▶ **Task instructions**
Copy nothing but the text: reproduce each line of the listing exactly and leave the pictures out.

-- BEGIN --

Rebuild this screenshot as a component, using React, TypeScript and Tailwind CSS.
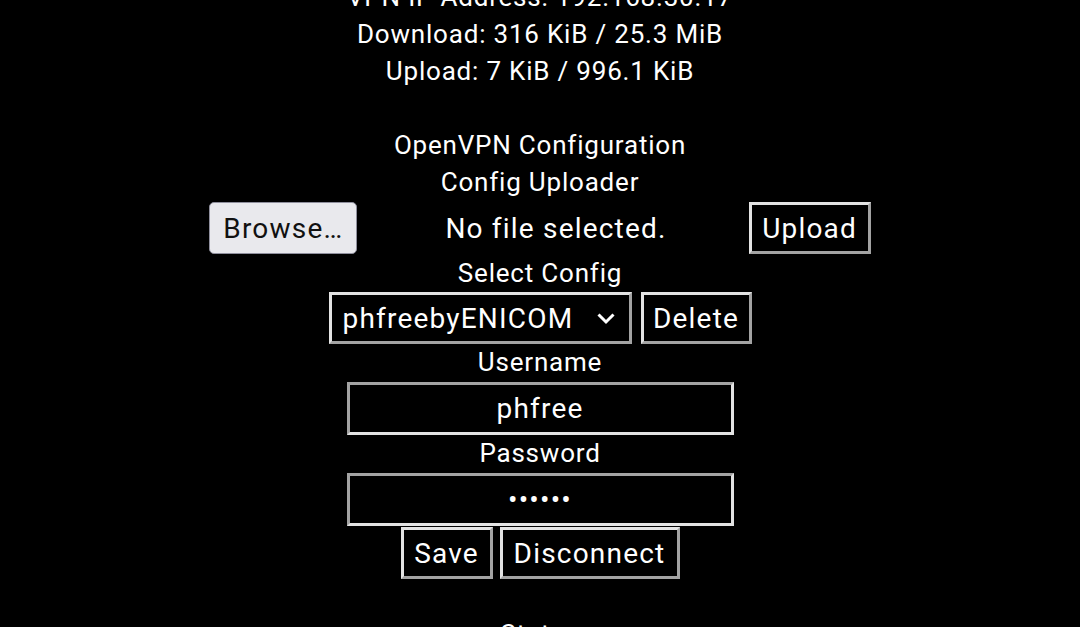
import { useState } from 'react';

const outset =
  'border-[3px] border-solid border-t-[#e3e3e3] border-l-[#e3e3e3] border-b-[#a3a3a3] border-r-[#a3a3a3]';
const inset =
  'border-[3px] border-solid border-t-[#a3a3a3] border-l-[#a3a3a3] border-b-[#e3e3e3] border-r-[#e3e3e3]';

const App = () => {
  const [config, setConfig] = useState('phfreebyENICOM');
  const [username, setUsername] = useState('phfree');
  const [password, setPassword] = useState('phfree');

  return (
    <div
      className="min-h-screen bg-black text-white text-[26px] leading-[37px] tracking-[0.8px] overflow-hidden"
      style={{ fontFamily: 'Roboto, "Noto Sans", sans-serif' }}
    >
      <div className="-mt-[21px] flex flex-col items-center text-center">
        <div>VPN IP Address: 192.168.30.17</div>
        <div>Download: 316 KiB / 25.3 MiB</div>
        <div>Upload: 7 KiB / 996.1 KiB</div>
        <div className="h-[37px]" />
        <div>OpenVPN Configuration</div>
        <div>Config Uploader</div>

        <div className="flex items-center h-[54px] text-[28px] tracking-[1.2px]">
          <button className="h-[52px] w-[148px] rounded-[5px] border border-[#8f8f9d] bg-[#e9e9ed] text-[#111]">
            Browse…
          </button>
          <span className="ml-[88px]">No file selected.</span>
          <button className={`ml-[82px] h-[52px] w-[122px] bg-black ${outset}`}>Upload</button>
        </div>

        <div>Select Config</div>
        <div className="flex items-center gap-[9px] h-[52px] text-[28px] tracking-[1.2px]">
          <div className={`relative h-[52px] w-[303px] bg-black ${outset}`}>
            <select
              value={config}
              onChange={(e) => setConfig(e.target.value)}
              className="h-full w-full appearance-none bg-black pl-[11px] text-left text-white outline-none"
            >
              <option value="phfreebyENICOM">phfreebyENICOM</option>
            </select>
            <svg
              className="pointer-events-none absolute right-[12px] top-[15px]"
              width="22"
              height="16"
              viewBox="0 0 22 16"
            >
              <path d="M3.5 4.5 L11 12 L18.5 4.5" fill="none" stroke="white" strokeWidth="3" />
            </svg>
          </div>
          <button className={`h-[52px] w-[111px] bg-black ${outset}`}>Delete</button>
        </div>

        <div>Username</div>
        <input
          value={username}
          onChange={(e) => setUsername(e.target.value)}
          className={`mt-[1px] h-[53px] w-[387px] bg-black text-center text-[28px] tracking-[1.2px] text-white outline-none ${inset}`}
        />
        <div>Password</div>
        <input
          type="password"
          value={password}
          onChange={(e) => setPassword(e.target.value)}
          className={`mt-[1px] h-[53px] w-[387px] bg-black text-center text-[28px] tracking-[1.2px] text-white outline-none ${inset}`}
        />

        <div className="mt-[1px] flex items-center gap-[7px] h-[52px] text-[28px] tracking-[1.2px]">
          <button className={`h-[52px] w-[92px] bg-black ${outset}`}>Save</button>
          <button className={`h-[52px] w-[180px] bg-black ${outset}`}>Disconnect</button>
        </div>

        <div className="h-[37px]" />
        <div>Status</div>
      </div>
    </div>
  );
};

export default App;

-- END --

▶ **Exercise answer**
Rebuild this screenshot as a component, using React, TypeScript and Tailwind CSS.
import { useState } from 'react';

const outset =
  'border-[3px] border-solid border-t-[#e3e3e3] border-l-[#e3e3e3] border-b-[#a3a3a3] border-r-[#a3a3a3]';
const inset =
  'border-[3px] border-solid border-t-[#a3a3a3] border-l-[#a3a3a3] border-b-[#e3e3e3] border-r-[#e3e3e3]';

const App = () => {
  const [config, setConfig] = useState('phfreebyENICOM');
  const [username, setUsername] = useState('phfree');
  const [password, setPassword] = useState('phfree');

  return (
    <div
      className="min-h-screen bg-black text-white text-[26px] leading-[37px] tracking-[0.8px] overflow-hidden"
      style={{ fontFamily: 'Roboto, "Noto Sans", sans-serif' }}
    >
      <div className="-mt-[21px] flex flex-col items-center text-center">
        <div>VPN IP Address: 192.168.30.17</div>
        <div>Download: 316 KiB / 25.3 MiB</div>
        <div>Upload: 7 KiB / 996.1 KiB</div>
        <div className="h-[37px]" />
        <div>OpenVPN Configuration</div>
        <div>Config Uploader</div>

        <div className="flex items-center h-[54px] text-[28px] tracking-[1.2px]">
          <button className="h-[52px] w-[148px] rounded-[5px] border border-[#8f8f9d] bg-[#e9e9ed] text-[#111]">
            Browse…
          </button>
          <span className="ml-[88px]">No file selected.</span>
          <button className={`ml-[82px] h-[52px] w-[122px] bg-black ${outset}`}>Upload</button>
        </div>

        <div>Select Config</div>
        <div className="flex items-center gap-[9px] h-[52px] text-[28px] tracking-[1.2px]">
          <div className={`relative h-[52px] w-[303px] bg-black ${outset}`}>
            <select
              value={config}
              onChange={(e) => setConfig(e.target.value)}
              className="h-full w-full appearance-none bg-black pl-[11px] text-left text-white outline-none"
            >
              <option value="phfreebyENICOM">phfreebyENICOM</option>
            </select>
            <svg
              className="pointer-events-none absolute right-[12px] top-[15px]"
              width="22"
              height="16"
              viewBox="0 0 22 16"
            >
              <path d="M3.5 4.5 L11 12 L18.5 4.5" fill="none" stroke="white" strokeWidth="3" />
            </svg>
          </div>
          <button className={`h-[52px] w-[111px] bg-black ${outset}`}>Delete</button>
        </div>

        <div>Username</div>
        <input
          value={username}
          onChange={(e) => setUsername(e.target.value)}
          className={`mt-[1px] h-[53px] w-[387px] bg-black text-center text-[28px] tracking-[1.2px] text-white outline-none ${inset}`}
        />
        <div>Password</div>
        <input
          type="password"
          value={password}
          onChange={(e) => setPassword(e.target.value)}
          className={`mt-[1px] h-[53px] w-[387px] bg-black text-center text-[28px] tracking-[1.2px] text-white outline-none ${inset}`}
        />

        <div className="mt-[1px] flex items-center gap-[7px] h-[52px] text-[28px] tracking-[1.2px]">
          <button className={`h-[52px] w-[92px] bg-black ${outset}`}>Save</button>
          <button className={`h-[52px] w-[180px] bg-black ${outset}`}>Disconnect</button>
        </div>

        <div className="h-[37px]" />
        <div>Status</div>
      </div>
    </div>
  );
};

export default App;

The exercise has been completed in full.